FTMC chemists say that one of the methods used to produce such carbon-containing alumina coatings is aluminum anodizing (a type of treatment of the aluminum surface that produces the desired coating on that surface).
"It is a fairly fast, inexpensive method of producing nanostructured alumina with controllable properties by electrochemical oxidation of aluminum and its alloys in solutions of various electrolytes. Recent studies have shown that creating an alumina coating with up to 5% carbon is possible. However, it requires high anodizing voltages ranging from 120 to 200 V. This can be problematic if you want to apply them in practice, not only in the laboratory.
So, we decided to modify this and introduce new electrolytes [a substance in a solution that promotes electrical conductivity - S. B.] to produce alumina coatings with the desired percentage of carbon, but at lower voltages," says Katsiaryna.

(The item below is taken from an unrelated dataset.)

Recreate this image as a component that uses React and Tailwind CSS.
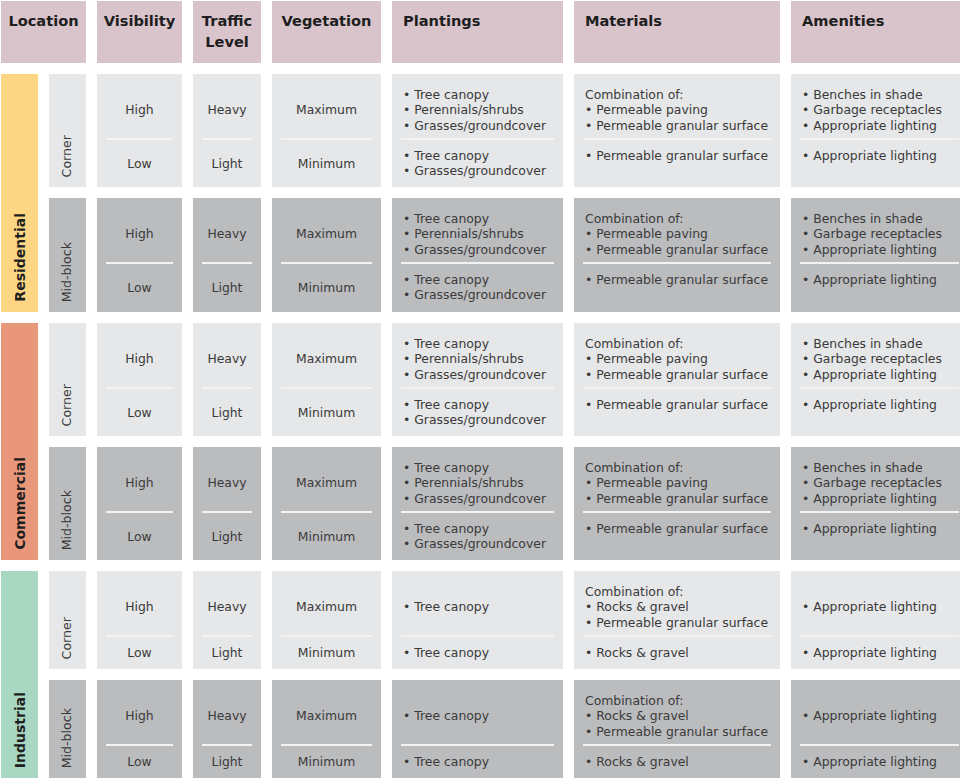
import React from "react";

const LIGHT = "bg-[#e6e7e8]";
const DARK = "bg-[#bbbcbe]";

const plantFull = ["Tree canopy", "Perennials/shrubs", "Grasses/groundcover"];
const plantMin = ["Tree canopy", "Grasses/groundcover"];
const matFull = ["Permeable paving", "Permeable granular surface"];
const matMin = ["Permeable granular surface"];
const amenFull = ["Benches in shade", "Garbage receptacles", "Appropriate lighting"];
const amenMin = ["Appropriate lighting"];

const urban = {
  plantTop: plantFull,
  plantBot: plantMin,
  matTop: matFull,
  matBot: matMin,
  amenTop: amenFull,
  amenBot: amenMin,
};

const industrial = {
  plantTop: ["Tree canopy"],
  plantBot: ["Tree canopy"],
  matTop: ["Rocks & gravel", "Permeable granular surface"],
  matBot: ["Rocks & gravel"],
  amenTop: ["Appropriate lighting"],
  amenBot: ["Appropriate lighting"],
};

const groups = [
  {
    name: "Residential",
    color: "bg-[#fdd684]",
    rows: [
      { label: "Corner", tone: LIGHT, data: urban },
      { label: "Mid-block", tone: DARK, data: urban },
    ],
  },
  {
    name: "Commercial",
    color: "bg-[#e9977b]",
    rows: [
      { label: "Corner", tone: LIGHT, data: urban },
      { label: "Mid-block", tone: DARK, data: urban },
    ],
  },
  {
    name: "Industrial",
    color: "bg-[#a9d8c2]",
    rows: [
      { label: "Corner", tone: LIGHT, data: industrial },
      { label: "Mid-block", tone: DARK, data: industrial },
    ],
  },
];

function Divider() {
  return <div className="h-[2px] mx-[9px] bg-[#f3f3f3] shrink-0" />;
}

function CenterCell({ tone, top, bottom }) {
  return (
    <div className={`${tone} flex flex-col`}>
      <div className="h-[64px] pt-[8px] flex items-center justify-center shrink-0">
        {top}
      </div>
      <Divider />
      <div className="flex-1 flex items-center justify-center">{bottom}</div>
    </div>
  );
}

function Bullets({ items }) {
  return items.map((t) => <div key={t}>{"\u2022 " + t}</div>);
}

function ListCell({ tone, heading, top, bottom }) {
  return (
    <div className={`${tone} flex flex-col`}>
      <div className="h-[64px] pt-[8px] pl-[11px] flex flex-col justify-center shrink-0">
        {heading && <div>{heading}</div>}
        <Bullets items={top} />
      </div>
      <Divider />
      <div className="flex-1 pt-[7.5px] pl-[11px]">
        <Bullets items={bottom} />
      </div>
    </div>
  );
}

function Header({ children, center, span }) {
  return (
    <div
      className={`bg-[#d9c4cc] pt-[9px] font-bold text-[14.6px] leading-[21px] text-[#1e1e1e] ${
        center ? "text-center" : "pl-[11px]"
      } ${span ? "col-span-2" : ""}`}
    >
      {children}
    </div>
  );
}

export default function App() {
  return (
    <div
      className="w-[960px] h-[779px] overflow-hidden bg-white pt-[1px] pl-[1px]"
      style={{ fontFamily: '"DejaVu Sans", "Open Sans", sans-serif' }}
    >
      <div className="grid grid-cols-[37px_37px_85px_68px_109px_171px_206px_177px] grid-rows-[62px_113px_114px_113px_113px_98px_98px] gap-[11px] text-[12.4px] leading-[15.5px] text-[#3a3a3a]">
        <Header center span>
          Location
        </Header>
        <Header center>Visibility</Header>
        <Header center>
          Traffic
          <br />
          Level
        </Header>
        <Header center>Vegetation</Header>
        <Header>Plantings</Header>
        <Header>Materials</Header>
        <Header>Amenities</Header>

        {groups.map((g) =>
          g.rows.map((r, i) => (
            <React.Fragment key={g.name + r.label}>
              {i === 0 && (
                <div
                  className={`${g.color} row-span-2 flex items-end justify-center pb-[10px]`}
                >
                  <span className="[writing-mode:vertical-rl] rotate-180 font-bold text-[14px] leading-none text-[#1e1e1e]">
                    {g.name}
                  </span>
                </div>
              )}
              <div className={`${r.tone} flex items-end justify-center pb-[10px]`}>
                <span className="[writing-mode:vertical-rl] rotate-180 text-[12.6px] leading-none text-[#3a3a3a]">
                  {r.label}
                </span>
              </div>
              <CenterCell tone={r.tone} top="High" bottom="Low" />
              <CenterCell tone={r.tone} top="Heavy" bottom="Light" />
              <CenterCell tone={r.tone} top="Maximum" bottom="Minimum" />
              <ListCell tone={r.tone} top={r.data.plantTop} bottom={r.data.plantBot} />
              <ListCell
                tone={r.tone}
                heading="Combination of:"
                top={r.data.matTop}
                bottom={r.data.matBot}
              />
              <ListCell tone={r.tone} top={r.data.amenTop} bottom={r.data.amenBot} />
            </React.Fragment>
          ))
        )}
      </div>
    </div>
  );
}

In the past, such tests were carried out with formic acid - 22 V, and a carbon percentage of 5% was sufficient - but the coatings produced were very thin. So, a researcher improved the electrolyte by adding ammonium heptamolybdate and sodium metavanadate, which promoted anodization and the formation of an alumina film and also reduced the pitting corrosion during aluminum anodizing in pure formic acid solution.
Anodizing in mixed electrolytes at 80 V produced the desired coatings with a carbon content of about 5%. However, one disadvantage was noted: the coating structure was very messy, and the surface was cracked.
Let's compare the usually ordered structure of nanoporous alumina (on the left) with the one seen by our chemist (on the right):
(Photos from Katsiaryna Charniakova's presentation)
The picture, of course, is not good. However, K. Charniakova found a solution: she added some oxalic acid to the electrolyte (which, if you are wondering, is 10,000 times stronger than acetic acid; oxalic acid and its salts are found in many plants, such as wood sorrel).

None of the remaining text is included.